3. Or, maybe this version: “If you love
me, you won’t be able to help yourself – you will keep my
commandments.” I admit, this is my favorite. There’s a sense of new love in it,
right? I fall in love with someone and I
can’t help myself, I buy them flowers or a treat at the bakery. I fall in love with someone and I want to be
with them all the time. I am
infatuated. If we love Jesus, we will
keep his commandments because that’s what love drives us to do – to please the
object of our love.
But
we don’t get any of that. We simply get, “If you love me, you will keep my
commandments.” And immediately after
this we get the promise of Pentecost – that Jesus will send the Holy Spirit,
the Spirit of truth, an advocate to abide in and with us.[2] And too
the promise of the second coming, that Jesus will not leave us orphaned but
will come to us again.[3] And then our passage ends where it began, “They
who have my commandments and keep them are those who love me; and those who
love me will be loved by my Father, and I will love them and reveal myself to
them.”[4] And it all leaves me wanting something more. Because
it makes me worry that Jesus’ love is too dependent on my actions and that is not at all comfortable.
Jesus’
love depending on my actions makes me really uncomfortable BUT, when it is
Jesus’ love depending on someone else’s actions, then, suddenly, it’s not so
bad. A couple of weeks ago, for example,
I was pretty upset by an executive order issued by the President and by
Congress’ move to undo the Affordable Care Act and I stood here in this very
spot and proclaimed “white evangelicals are practicing a Christianity that
Jesus would not recognize as a reflection of his life and death witness to the
gospel.”[5]
It
felt good to say that. It felt good to acknowledge that when people do things
that I think are really, really abominable that they are not demonstrating
their love for Jesus and to use a passage like this morning’s, twist it around
just a bit, and soon I’ve convinced myself – and maybe you as well – that it
says: “They who have my commandments and do not keep them are those who do not
love me; and those who do not love me will not be loved by my Father, and I
will not love them and will not reveal myself to them.” But, it doesn’t say that. It doesn’t say that at all. It simply says, “If you love me, you will
keep my commandments.”
So,
what to do – besides walking around reciting the words over and over again
(which, by the way, is not a bad spiritual discipline in the great scheme of
things)? Most scholars assume that the
gospel of John was written for an audience of believers – in other words, it
was probably written for Jews who already were followers of Jesus. The text was not written to convert people;
rather, it was meant to uphold and strengthen those who already believed so
that they would continue believing, so that they would have courage to believe,
so that they would – now several decades after Jesus’ death – continue to keep
the faith.
So
the ‘you’ in the “if you love me” sentence is us – it’s believers. We cannot assume that the “you” applies to
non-believers because they were not the author’s intended audience. So, it is not a passage that we can use with
any integrity to say that only Christians are saved. But, and perhaps this is even more important,
it is also not a passage that can be used for finger-wagging at other
believers. If that were the case it would
read, “If they love me, they would keep my commandments.”
So
what’s left? It’s us. It is a passage that is for believers. It is an invitation for us to take an honest
look at our own lives – individually and corporately. And ask ourselves, “Are we loving
Jesus?” “Are we keeping Jesus’
commandments?” And God knows there is no
simple litmus test for that. Oftentimes
circumstances are so complex that it’s not a simple yes or no that will
determine our next course of action. We
have to pray and discern and listen for God’s call to us. We need constantly to
ask, “What is the next right thing to do?” “What’s the next right, loving thing
to do?” And we need to remind ourselves that sometimes we might get it wrong.
And
it’s that part – the possibly being wrong part – that I think those middle
verses of today’s passage speak to.
Because if Jesus’ words, “If you love me, you will keep my commandments”

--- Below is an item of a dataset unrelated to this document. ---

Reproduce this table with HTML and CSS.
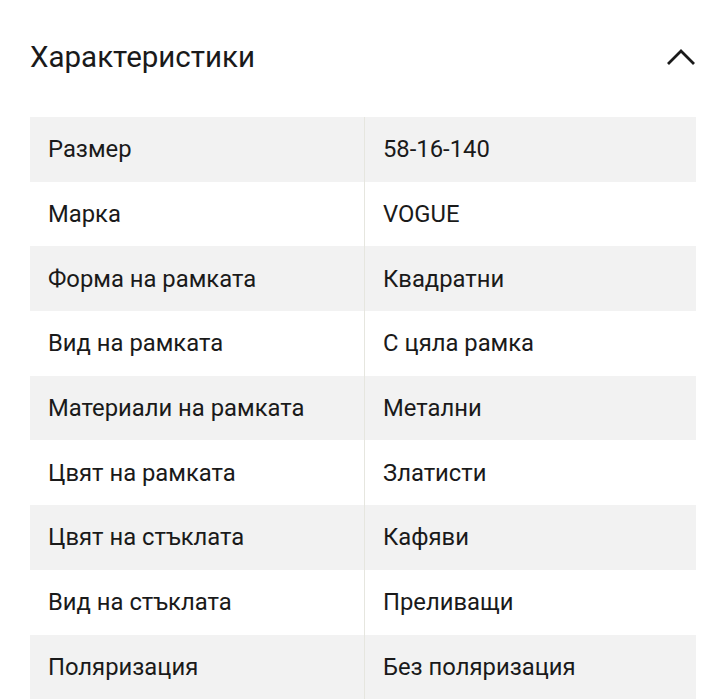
FILE: index.html
```html
<!DOCTYPE html>
<html lang="bg">
<head>
<meta charset="utf-8">
<link rel="stylesheet" href="styles.css">
</head>
<body>
<section class="specs">
  <header class="specs-head">
    <h2 class="specs-title">Характеристики</h2>
    <svg class="chevron" width="30" height="20" viewBox="0 0 30 20"><path d="M2 17 L15 4 L28 17" fill="none" stroke="#1a1a1a" stroke-width="2.8"/></svg>
  </header>
  <div class="table">
    <div class="row"><div class="cell key">Размер</div><div class="cell val">58-16-140</div></div>
    <div class="row"><div class="cell key">Марка</div><div class="cell val">VOGUE</div></div>
    <div class="row"><div class="cell key">Форма на рамката</div><div class="cell val">Квадратни</div></div>
    <div class="row"><div class="cell key">Вид на рамката</div><div class="cell val">С цяла рамка</div></div>
    <div class="row"><div class="cell key">Материали на рамката</div><div class="cell val">Метални</div></div>
    <div class="row"><div class="cell key">Цвят на рамката</div><div class="cell val">Златисти</div></div>
    <div class="row"><div class="cell key">Цвят на стъклата</div><div class="cell val">Кафяви</div></div>
    <div class="row"><div class="cell key">Вид на стъклата</div><div class="cell val">Преливащи</div></div>
    <div class="row"><div class="cell key">Поляризация</div><div class="cell val">Без поляризация</div></div>
  </div>
</section>
</body>
</html>
```
FILE: styles.css
```css
html, body { margin: 0; padding: 0; background: #fff; }
body { font-family: Roboto, "Noto Sans", sans-serif; color: #1a1a1a; }
.specs { padding: 0 30px; }
.specs-head {
  display: flex; align-items: center; justify-content: space-between;
  height: 117px; padding-bottom: 3px; box-sizing: border-box;
}
.specs-title { margin: 0; font-size: 29.5px; font-weight: 400; }
.table { display: flex; flex-direction: column; }
.row { display: grid; grid-template-columns: 335px 1fr; height: 64.7px; }
.row:nth-child(odd) { background: #f2f2f2; }
.cell { display: flex; align-items: center; font-size: 23.8px; }
.key { padding-left: 18px; border-right: 1px solid #e6e6df; }
.val { padding-left: 18px; }
```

cause us to live in fear of doing the wrong
thing rather than to rejoice in our love of Jesus, then we need those middle
verses. We need to hear that God has
given us another Advocate, that God has sent the Spirit of truth to be with us
forever.
And
forever is not conditional, my friends.
Forever is not dependent on anything we do or do not do. Forever is not dependent on our action or
inaction. Forever is dependent only on
God and we are never abandoned by God.
For we are loved. And because we
are loved we are free to rejoice in our love of Jesus and keep Jesus’
commandments and know with certainty that “those who love me will be loved by
my Father, and I will love them and reveal myself to them.” Forever.
And
because we are loved, we are also free to walk around with a single sentence
repeating in our minds or maybe even being uttered by our lips: “If you love
me, you will keep my commandments.” See what comes to you if you do. Let me know what you discern. Because I’m not
done yet.
[1]
John 14:15.
[2]
John 14:16-17.
[3]
John 14:18-20.
[4]
John 14:21.
[5]
Bullock, Debra, “Serving as Christ’s Mirror to the World: Sermon for May 7,2017”, Turtle on Wheels, May 8, 2017,
accessed May 18, 2017. (Note: never cited myself before. . . now I have.
Probably didn’t need to; but, there it is).